Since retiring from business eight years ago, my brother David Millidge has finally had the time to return to his first love, sculpture. Since becoming a man of leisure, he initially flirted with photorealistic oil painting, but soon settled on ceramics as a means of expression and almost immediately began producing striking and distinctive ceramic sculptures.
His works are composed of multi-piece slip cast earthenware with layered glazes, metallic lustres and bespoke ceramic transfers, taking influences from industrial design, exotic cultures, science fiction movies and architecture. In the last couple of years he’s exhibited at La Galleria in Pall Mall and Hatfield House in Hertfordshire, and had solo shows at the Sculpt Gallery in Braxted and London’s D Contemporary in swanky Mayfair.

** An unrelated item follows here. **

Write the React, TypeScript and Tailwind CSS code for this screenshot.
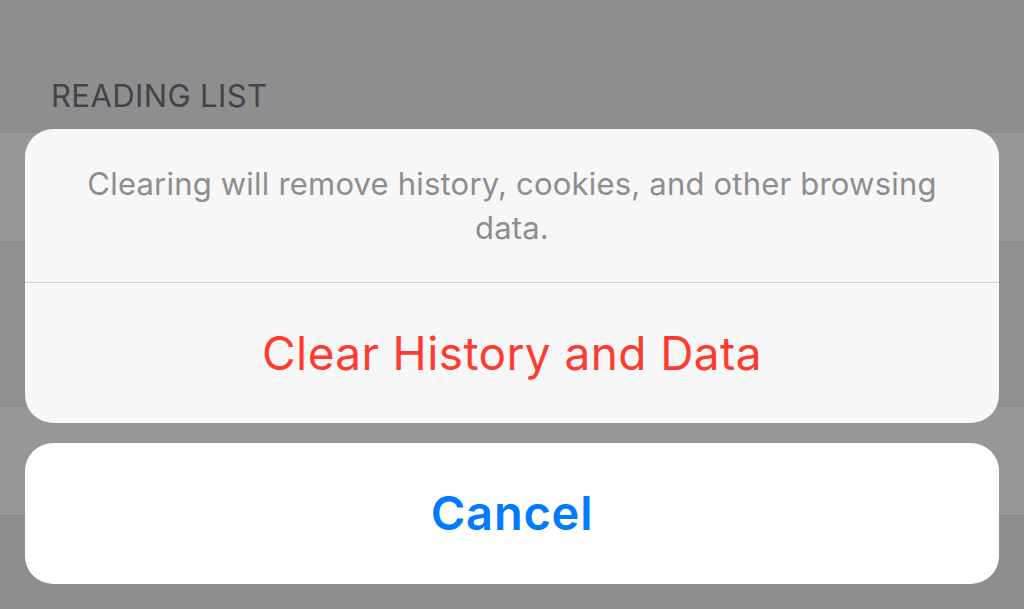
import React from 'react';

const font = { fontFamily: 'Inter, "Noto Sans", sans-serif' };

export default function App() {
  return (
    <div className="relative w-[1024px] h-[609px] overflow-hidden bg-[#8e8e90]" style={font}>
      {/* dimmed settings list underneath */}
      <div className="flex flex-col">
        <div className="h-[132px] flex items-end pl-[51px] pb-[21px]">
          <span className="text-[31px] leading-none tracking-[0.4px] text-[#434345]">READING LIST</span>
        </div>
        <div className="h-[110px] bg-[#979797] border-t border-[#8a8a8c]" />
        <div className="h-[163px] bg-[#8f8f91] border-t border-[#858587]" />
        <div className="h-[110px] bg-[#979797] border-t border-[#858587]" />
        <div className="flex-1 bg-[#8e8e90] border-t border-[#858587]" />
      </div>

      {/* action sheet */}
      <div className="absolute left-[25px] right-[25px] top-[129px] flex flex-col gap-[20px]">
        <div className="rounded-[28px] bg-[#f7f7f7] overflow-hidden flex flex-col">
          <div className="h-[154px] flex items-center justify-center px-[56px] border-b border-[#d2d2d4]">
            <p className="text-center text-[31px] leading-[44px] tracking-[0.2px] text-[#8e8e8e]">
              Clearing will remove history, cookies, and other browsing data.
            </p>
          </div>
          <button className="h-[140px] flex items-center justify-center text-[46px] tracking-[0.4px] text-[#ff3b30]">
            Clear History and Data
          </button>
        </div>
        <button className="h-[141px] rounded-[28px] bg-white flex items-center justify-center text-[47px] tracking-[0.8px] font-semibold text-[#007aff]">
          Cancel
        </button>
      </div>
    </div>
  );
}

But for eleven days this June and July his work was centre stage at an expansive solo show taking place in a new dedicated exhibition space in the grounds of the beautiful Royal Horticultural Society’s Hyde Hall, near Chelmsford in Essex. Here he had over seventy pieces on display, from his earlier abstract works, through his life-size busts to his new full-body figures and spectacular exploded pots. Pride of place were two elaborately constructed tableaux reinterpreting Leonardo Da Vinci’s “The Last Supper” and John Singer Sargent’s “Gassed,” each composed of numerous separate figures and many dozens of separate elements.
The event was a huge success, and in the eleven days of exhibiting, David sold a large proportion of the pieces on display. It makes me very happy to see my big brother achieving some of his lifelong goals at a relatively late stage in life. But it was always kind of inevitable. He’s one of the most inventive, optimistic, earnest and friendly people you’d want to meet.
David is almost eleven years older than me; he introduced me to The Beatles, The Prisoner, Monty Python, Stanley Kubrick, bubble lamps and many other things that became cultural keystones of mine. He was rehearsing with his psychedelic rock band The Mode in the loft room we shared as a bedroom when I was five. A few years later he was a student at St. Martin’s School of Art in London, taking part in the infamous ‘Locked Room’ experiment (subject of BBC’s 1970 Omnibus documentary, A Question of Feeling). To say he was a huge influence on my formative years is an understatement.
Now, at seventy years old, he’s more creative than ever, producing a bewildering range of ceramic sculptures at an astonishing pace. This exhibition was a testament to his talent and versatility. And I have no doubt there will be lots more to come. His work will next be exhibited at Ceramic Art London in April 2022.